By Wesley Ngwenya
Here in Zambia, we are right in the middle of the rain season—a time when we are blessed with showers from above almost on a daily basis. This annual blessing is complimented with budding trees, colorful flowers, and a carpet of green grass. It is a time when there is plenty of fruits, vegetables, mushrooms, and all kinds of Zambian delicacies.
What I particularly don’t like about this time of the year, in addition to the mud, is the waste of food that goes on in our country. Admittedly, Zambia yes is a poor country with millions of people living in poverty because they cannot afford descent housing, water, health, education and food. It is rather appalling, this time of the year to see so much food going to waste.
Our country is endowed with various kinds of fruits such as mangoes, masukus, quavas, lemons, oranges nsumos, muchenje, muchingachinga, muzauli,( insert your favorite fruit here). There is also the list of once a year vegetables we enjoy such as bondwe, delele, maize, katapa, kalembula, impwa, etc. These are foods that majority of Zambians love to have at their dinner tables. But what is preventing us to have them all year round?
We need to see Zambians taking the initiative (Let’s forget about the government) to invest in food processing businesses that can be strategically located in places where these foods come from. I have already started seeing rotten mangoes. Rotten mangoes make good juice just like rotten apples make good juice. Yes, I saw that with the Amish in Lancaster County, Pennsylvania. They would pick the fallen apples cut out the worst part and throw them in a bucket. Next, they would wash them take them to a grinder and a few minutes later it was pure natural apple juice or applesauce. Why can’t we have a fish cannery factory in Mongu? For once I would like to eat a canned fish that comes from the Zambian waters or enjoy some masuku juice from Spar.
Preserving our food in this country whether it is by drying, salting, canning, freezing or whatever method is a significant milestone to achieving the Millennium Development Goals. If we can have abundant food all year round then the food prices will likely go down. This means that many family members can now enjoy bananas in the comfort of their homes not in the hospital beds of UTH.

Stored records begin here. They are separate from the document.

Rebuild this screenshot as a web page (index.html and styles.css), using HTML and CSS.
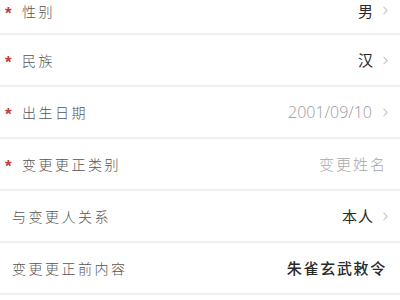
FILE: index.html
```html
<!DOCTYPE html>
<html lang="zh">
<head>
<meta charset="utf-8">
<link rel="stylesheet" href="styles.css">
</head>
<body>
<div class="list">
  <div class="row">
    <span class="star">*</span><span class="label">性别</span>
    <span class="value">男</span>
    <svg class="chev" viewBox="0 0 6 10" width="5" height="9"><polyline points="1,1 5,5 1,9" /></svg>
  </div>
  <div class="row">
    <span class="star">*</span><span class="label">民族</span>
    <span class="value">汉</span>
    <svg class="chev" viewBox="0 0 6 10" width="5" height="9"><polyline points="1,1 5,5 1,9" /></svg>
  </div>
  <div class="row">
    <span class="star">*</span><span class="label">出生日期</span>
    <span class="value date">2001/09/10</span>
    <svg class="chev" viewBox="0 0 6 10" width="5" height="9"><polyline points="1,1 5,5 1,9" /></svg>
  </div>
  <div class="row">
    <span class="star">*</span><span class="label">变更更正类别</span>
    <span class="value placeholder">变更姓名</span>
  </div>
  <div class="row">
    <span class="label plain">与变更人关系</span>
    <span class="value">本人</span>
    <svg class="chev" viewBox="0 0 6 10" width="5" height="9"><polyline points="1,1 5,5 1,9" /></svg>
  </div>
  <div class="row">
    <span class="label plain">变更更正前内容</span>
    <span class="value strong">朱雀玄武敕令</span>
  </div>
</div>
</body>
</html>
```
FILE: styles.css
```css
html, body {
  margin: 0;
  padding: 0;
  background: #ffffff;
  overflow: hidden;
}
body {
  width: 400px;
  height: 300px;
  font-family: "Noto Sans CJK SC", "Noto Sans", sans-serif;
}
.list {
  margin-top: -16px;
}
.row {
  display: flex;
  align-items: center;
  height: 50px;
  padding: 0 12px 0 5px;
  border-bottom: 2px solid #f0f0f0;
  line-height: 18px;
}
.row:first-child {
  height: 45px;
  padding-top: 4px;
}
.star {
  width: 8px;
  margin-right: 9px;
  color: #c43c3c;
  font-family: "Liberation Sans", sans-serif;
  font-weight: bold;
  font-size: 17px;
  line-height: 1;
  padding-top: 5px;
}
.label {
  color: #555555;
  font-size: 14px;
  letter-spacing: 2.5px;
  font-weight: 300;
}
.label.plain {
  margin-left: 7px;
}
.value {
  margin-left: auto;
  color: #2a2a2a;
  font-size: 15px;
  letter-spacing: 1px;
}
.value.date {
  color: #9a9a9a;
  font-family: "Open Sans", sans-serif;
  font-size: 16px;
  letter-spacing: 0;
  font-weight: 300;
  margin-right: 2px;
}
.value.placeholder {
  color: #a8a8a8;
  letter-spacing: 2px;
  font-weight: 300;
  margin-right: 1px;
}
.value.strong {
  font-size: 15px;
  letter-spacing: 1.7px;
  font-weight: 500;
  margin-right: 1px;
}
.chev {
  margin-left: 9px;
  flex: none;
}
.chev polyline {
  fill: none;
  stroke: #c8c8c8;
  stroke-width: 1.3;
  stroke-linecap: round;
  stroke-linejoin: round;
}
```
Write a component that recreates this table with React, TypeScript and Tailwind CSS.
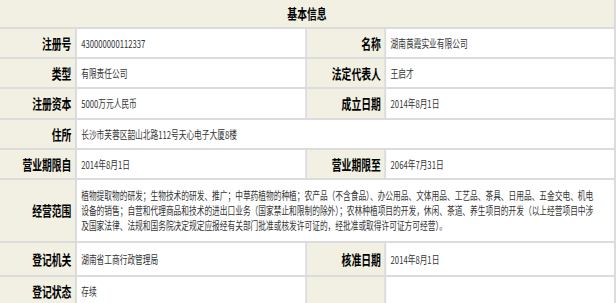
import React from "react";

const label =
  "bg-[#f1f0e2] border-r-[3px] border-[#dcdcdc] flex items-center justify-end pr-[5px] text-[14px] font-bold text-black";
const value =
  "bg-white border-r-[3px] border-[#dcdcdc] flex items-center pl-[6px] text-[11px] text-[#333]";
const row = "grid grid-cols-[110px_329px_113px_1fr] border-b-2 border-[#dcdcdc]";

const Pair = ({ h, a, b, c, d }: { h: string; a: string; b: string; c: string; d: string }) => (
  <div className={`${row} ${h}`}>
    <div className={label}>{a}</div>
    <div className={value}>{b}</div>
    <div className={label}>{c}</div>
    <div className={value}>{d}</div>
  </div>
);

const App = () => {
  return (
    <div className="w-[616px] h-[303px] overflow-hidden bg-white font-['Noto_Sans_CJK_SC',sans-serif]">
      <div className="w-[880px] origin-top-left scale-x-[0.7]">
        <div className="h-[29px] bg-[#f1f0e2] border-b-2 border-r-[3px] border-[#dcdcdc] flex items-center justify-center text-[14px] font-bold text-black">
          基本信息
        </div>
        <Pair h="h-[30px]" a="注册号" b="430000000112337" c="名称" d="湖南莨霞实业有限公司" />
        <Pair h="h-[30px]" a="类型" b="有限责任公司" c="法定代表人" d="王启才" />
        <Pair h="h-[31px]" a="注册资本" b="5000万元人民币" c="成立日期" d="2014年8月1日" />
        <div className={`grid grid-cols-[110px_1fr] border-b-2 border-[#dcdcdc] h-[30px]`}>
          <div className={label}>住所</div>
          <div className={value}>长沙市芙蓉区韶山北路112号天心电子大厦8楼</div>
        </div>
        <Pair h="h-[30px]" a="营业期限自" b="2014年8月1日" c="营业期限至" d="2064年7月31日" />
        <div className={`grid grid-cols-[110px_1fr] border-b-2 border-[#dcdcdc] h-[63px]`}>
          <div className={label}>经营范围</div>
          <div className={`${value} leading-[15px] whitespace-nowrap`}>
            <p>
              植物提取物的研发；生物技术的研发、推广；中草药植物的种植；农产品（不含食品）、办公用品、文体用品、工艺品、茶具、日用品、五金交电、机电
              <br />
              设备的销售；自营和代理商品和技术的进出口业务（国家禁止和限制的除外）；农林种植项目的开发，休闲、茶道、养生项目的开发（以上经营项目中涉
              <br />
              及国家法律、法规和国务院决定规定应报经有关部门批准或核发许可证的，经批准或取得许可证方可经营）。
            </p>
          </div>
        </div>
        <Pair h="h-[34px]" a="登记机关" b="湖南省工商行政管理局" c="核准日期" d="2014年8月1日" />
        <Pair h="h-[31px]" a="登记状态" b="存续" c="" d="" />
      </div>
    </div>
  );
};

export default App;
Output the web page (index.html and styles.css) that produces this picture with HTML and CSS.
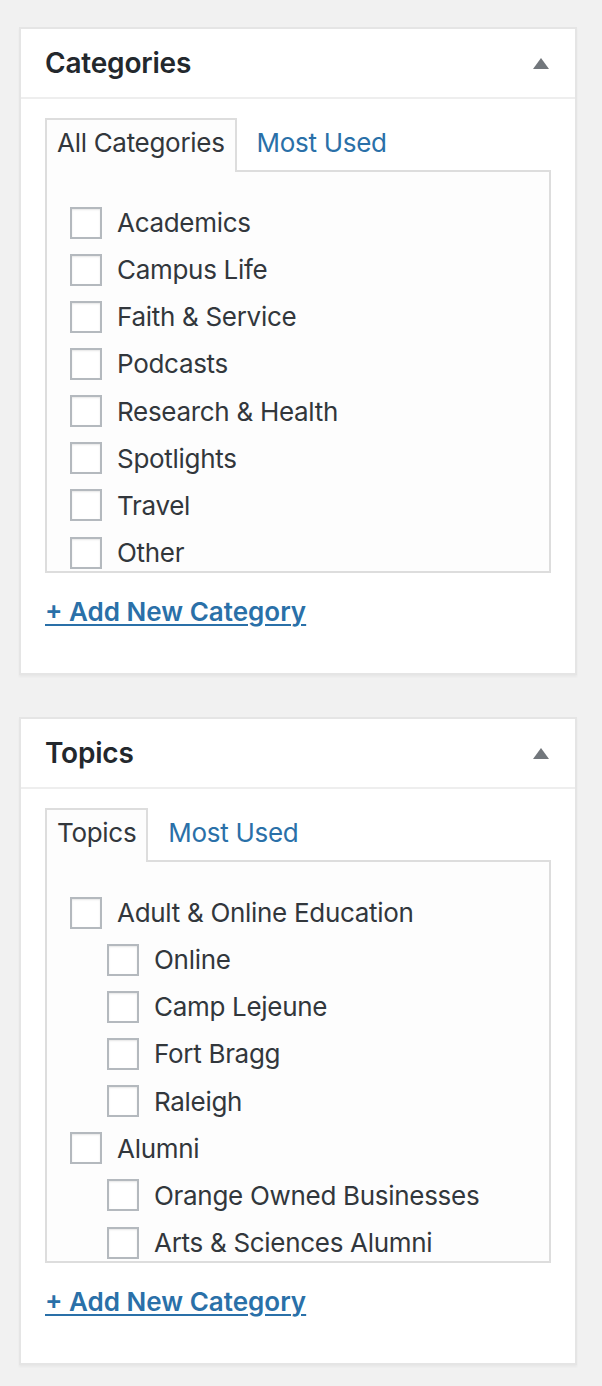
FILE: index.html
```html
<html>
<head>
<title>Categories and Topics</title>
<link rel="stylesheet" href="styles.css">
</head>

<body>
<div class="postbox">
    <div class="postboxHeader">
        <h2>Categories</h2>
        <span class="toggleArrow"></span>
    </div>
    <div class="inside">
        <ul class="tabs">
            <li class="tab active">All Categories</li>
            <li class="tab"><a href="#">Most Used</a></li>
        </ul>
        <div class="tabsPanel">
            <ul class="checklist">
                <li><label><input type="checkbox"><span>Academics</span></label></li>
                <li><label><input type="checkbox"><span>Campus Life</span></label></li>
                <li><label><input type="checkbox"><span>Faith &amp; Service</span></label></li>
                <li><label><input type="checkbox"><span>Podcasts</span></label></li>
                <li><label><input type="checkbox"><span>Research &amp; Health</span></label></li>
                <li><label><input type="checkbox"><span>Spotlights</span></label></li>
                <li><label><input type="checkbox"><span>Travel</span></label></li>
                <li><label><input type="checkbox"><span>Other</span></label></li>
            </ul>
        </div>
        <p class="adder"><a href="#">+ Add New Category</a></p>
    </div>
</div>

<div class="postbox">
    <div class="postboxHeader">
        <h2>Topics</h2>
        <span class="toggleArrow"></span>
    </div>
    <div class="inside">
        <ul class="tabs">
            <li class="tab active">Topics</li>
            <li class="tab"><a href="#">Most Used</a></li>
        </ul>
        <div class="tabsPanel">
            <ul class="checklist">
                <li><label><input type="checkbox"><span>Adult &amp; Online Education</span></label>
                    <ul class="children">
                        <li><label><input type="checkbox"><span>Online</span></label></li>
                        <li><label><input type="checkbox"><span>Camp Lejeune</span></label></li>
                        <li><label><input type="checkbox"><span>Fort Bragg</span></label></li>
                        <li><label><input type="checkbox"><span>Raleigh</span></label></li>
                    </ul>
                </li>
                <li><label><input type="checkbox"><span>Alumni</span></label>
                    <ul class="children">
                        <li><label><input type="checkbox"><span>Orange Owned Businesses</span></label></li>
                        <li><label><input type="checkbox"><span>Arts &amp; Sciences Alumni</span></label></li>
                    </ul>
                </li>
            </ul>
        </div>
        <p class="adder"><a href="#">+ Add New Category</a></p>
    </div>
</div>
</body>
</html>
```

FILE: styles.css
```css
body{
    margin: 0;
    padding: 27px 0 0 19px;
    background-color: #f1f1f1;
    font-family: Inter, "Noto Sans", sans-serif;
    color: #32373c;
}

.postbox{
    width: 558px;
    box-sizing: border-box;
    margin-bottom: 42px;
    border: 2px solid #e5e5e5;
    background-color: #fff;
    box-shadow: 0 2px 2px rgba(0,0,0,.04);
}
.postboxHeader{
    height: 68px;
    display: flex;
    align-items: center;
    justify-content: space-between;
    padding: 0 26px 0 24px;
    border-bottom: 2px solid #eee;
}
.postboxHeader h2{
    margin: 0;
    font-size: 28px;
    line-height: 38px;
    font-weight: 600;
    letter-spacing: -0.2px;
    color: #23282d;
}
.toggleArrow{
    width: 0;
    height: 0;
    border-left: 8px solid transparent;
    border-right: 8px solid transparent;
    border-bottom: 11px solid #72777c;
}

.inside{
    padding: 19px 24px 42px;
}

.tabs{
    display: flex;
    gap: 8px;
    margin: 0 0 -2px;
    padding: 0;
    list-style: none;
    position: relative;
    z-index: 1;
}
.tab{
    padding: 6px 10px 12px;
    border: 2px solid transparent;
    border-bottom: 0;
    font-size: 26px;
    line-height: 34px;
    letter-spacing: -0.3px;
}
.tab.active{
    border-color: #ddd;
    background-color: #fdfdfd;
    color: #32373c;
}
.tab a{
    color: #2a70a8;
    text-decoration: none;
}

.tabsPanel{
    height: 403px;
    box-sizing: border-box;
    padding: 0 23px;
    border: 2px solid #ddd;
    background-color: #fdfdfd;
    overflow: hidden;
}
.checklist{
    list-style: none;
    margin: 0;
    padding: 27px 0 0;
}
.checklist ul{
    list-style: none;
    margin: 0;
    padding: 0;
}
.children{
    margin-left: 37px !important;
}
.checklist label{
    height: 47.15px;
    display: flex;
    align-items: center;
    gap: 15px;
    font-size: 26px;
    letter-spacing: -0.3px;
    white-space: nowrap;
}
.checklist input{
    appearance: none;
    -webkit-appearance: none;
    width: 32px;
    height: 32px;
    margin: 0;
    flex: none;
    border: 2px solid #b4b9be;
    background-color: #fff;
    box-shadow: inset 0 1px 2px rgba(0,0,0,.1);
}

.adder{
    margin: 20px 0 0;
    font-size: 26px;
    line-height: 38px;
    font-weight: 600;
}
.adder a{
    color: #2a70a8;
    text-decoration: underline;
    text-decoration-thickness: 2px;
    text-underline-offset: 3px;
}
```
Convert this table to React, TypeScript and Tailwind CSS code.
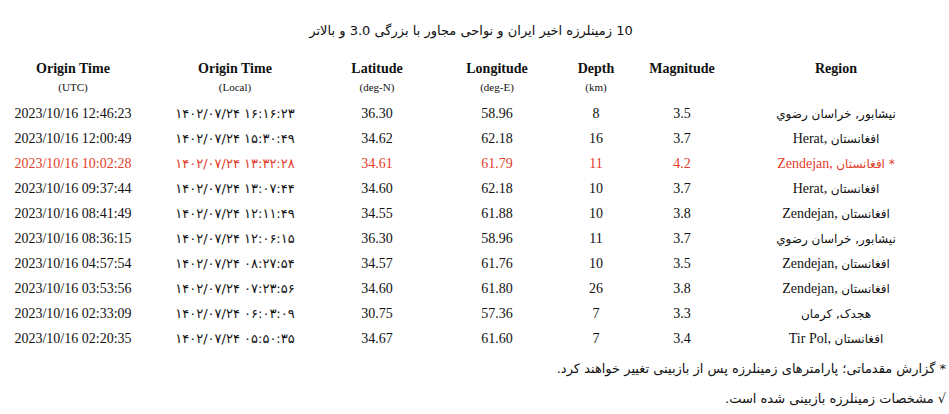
const rows = [
  { utc: '2023/10/16 12:46:23', local: '۱۴۰۲/۰۷/۲۴ ۱۶:۱۶:۲۳', lat: '36.30', lon: '58.96', depth: '8', mag: '3.5', fa: 'نیشابور, خراسان رضوي' },
  { utc: '2023/10/16 12:00:49', local: '۱۴۰۲/۰۷/۲۴ ۱۵:۳۰:۴۹', lat: '34.62', lon: '62.18', depth: '16', mag: '3.7', en: 'Herat', fa: 'افغانستان' },
  { utc: '2023/10/16 10:02:28', local: '۱۴۰۲/۰۷/۲۴ ۱۳:۳۲:۲۸', lat: '34.61', lon: '61.79', depth: '11', mag: '4.2', en: 'Zendejan', fa: 'افغانستان', prelim: true },
  { utc: '2023/10/16 09:37:44', local: '۱۴۰۲/۰۷/۲۴ ۱۳:۰۷:۴۴', lat: '34.60', lon: '62.18', depth: '10', mag: '3.7', en: 'Herat', fa: 'افغانستان' },
  { utc: '2023/10/16 08:41:49', local: '۱۴۰۲/۰۷/۲۴ ۱۲:۱۱:۴۹', lat: '34.55', lon: '61.88', depth: '10', mag: '3.8', en: 'Zendejan', fa: 'افغانستان' },
  { utc: '2023/10/16 08:36:15', local: '۱۴۰۲/۰۷/۲۴ ۱۲:۰۶:۱۵', lat: '36.30', lon: '58.96', depth: '11', mag: '3.7', fa: 'نیشابور, خراسان رضوي' },
  { utc: '2023/10/16 04:57:54', local: '۱۴۰۲/۰۷/۲۴ ۰۸:۲۷:۵۴', lat: '34.57', lon: '61.76', depth: '10', mag: '3.5', en: 'Zendejan', fa: 'افغانستان' },
  { utc: '2023/10/16 03:53:56', local: '۱۴۰۲/۰۷/۲۴ ۰۷:۲۳:۵۶', lat: '34.60', lon: '61.80', depth: '26', mag: '3.8', en: 'Zendejan', fa: 'افغانستان' },
  { utc: '2023/10/16 02:33:09', local: '۱۴۰۲/۰۷/۲۴ ۰۶:۰۳:۰۹', lat: '30.75', lon: '57.36', depth: '7', mag: '3.3', fa: 'هجدک, کرمان' },
  { utc: '2023/10/16 02:20:35', local: '۱۴۰۲/۰۷/۲۴ ۰۵:۵۰:۳۵', lat: '34.67', lon: '61.60', depth: '7', mag: '3.4', en: 'Tir Pol', fa: 'افغانستان' },
]

const heads = [
  ['Origin Time', '(UTC)'],
  ['Origin Time', '(Local)'],
  ['Latitude', '(deg-N)'],
  ['Longitude', '(deg-E)'],
  ['Depth', '(km)'],
  ['Magnitude', ''],
  ['Region', ''],
]

const fa = 'font-["DejaVu_Sans",sans-serif]'

function Cell({ children, className = '' }: { children: React.ReactNode; className?: string }) {
  return (
    <td className="p-0">
      <div className={`h-[25px] flex items-center justify-center whitespace-nowrap ${className}`}>{children}</div>
    </td>
  )
}

function Region({ en, fa: text, prelim }: { en?: string; fa: string; prelim?: boolean }) {
  if (!en) {
    return (
      <span dir="rtl" className={`${fa} text-[12px]`}>
        {text}
      </span>
    )
  }
  return (
    <span>
      {en},{' '}
      <span dir="rtl" className={`${fa} text-[12px]`}>
        {text}
      </span>
      {prelim && <span className={`${fa} text-[12px]`}> *</span>}
    </span>
  )
}

export default function App() {
  return (
    <div className='w-[949px] h-[414px] bg-white text-[#111] font-["Liberation_Serif",serif] text-[14px]'>
      <div dir="rtl" className={`pt-[21px] w-[942px] text-center leading-[20px] text-[13px] ${fa}`}>
        10 زمینلرزه اخیر ایران و نواحی مجاور با بزرگی 3.0 و بالاتر
      </div>
      <table className="mt-[18px] w-[936px] table-fixed border-collapse">
        <colgroup>
          <col className="w-[146px]" />
          <col className="w-[178px]" />
          <col className="w-[106px]" />
          <col className="w-[134px]" />
          <col className="w-[64px]" />
          <col className="w-[108px]" />
          <col className="w-[200px]" />
        </colgroup>
        <thead>
          <tr>
            {heads.map(([t, s], i) => (
              <th key={i} className="p-0 pb-[6px] text-center align-top">
                <div className="font-bold leading-[20px]">{t}</div>
                <div className="font-normal text-[11px] leading-[16px] h-[16px]">{s}</div>
              </th>
            ))}
          </tr>
        </thead>
        <tbody>
          {rows.map((r) => (
            <tr key={r.utc} className={r.prelim ? 'text-[#e23d2b]' : ''}>
              <Cell>{r.utc}</Cell>
              <Cell className={`${fa} text-[13px]`}>{r.local}</Cell>
              <Cell>{r.lat}</Cell>
              <Cell>{r.lon}</Cell>
              <Cell>{r.depth}</Cell>
              <Cell>{r.mag}</Cell>
              <Cell>
                <Region en={r.en} fa={r.fa} prelim={r.prelim} />
              </Cell>
            </tr>
          ))}
        </tbody>
      </table>
      <div className={`mt-[8px] w-[946px] flex flex-col items-end gap-[10px] ${fa} text-[13px] leading-[20px]`}>
        <div className="flex gap-[4px]">
          <span dir="rtl">گزارش مقدماتی؛ پارامترهای زمینلرزه پس از بازبینی تغییر خواهند کرد.</span>
          <span>*</span>
        </div>
        <div className="flex gap-[4px]">
          <span dir="rtl">مشخصات زمینلرزه بازبینی شده است.</span>
          <span>√</span>
        </div>
      </div>
    </div>
  )
}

Finally, the government has a huge responsibility in creating an environment that promotes locally manufactured food products. This includes ensuring that retailers, restaurants, hotels purchase products that are produced within our country. Many farmers around the country have foods that go to waste simply because they cannot find buyers. Meanwhile, our major grocery stores find it “cheaper” to buy their foods from South Africa. I have always wondered why I have to go to Turnpike in Kafue to have a good banana—why can’t I buy that at Shoprite?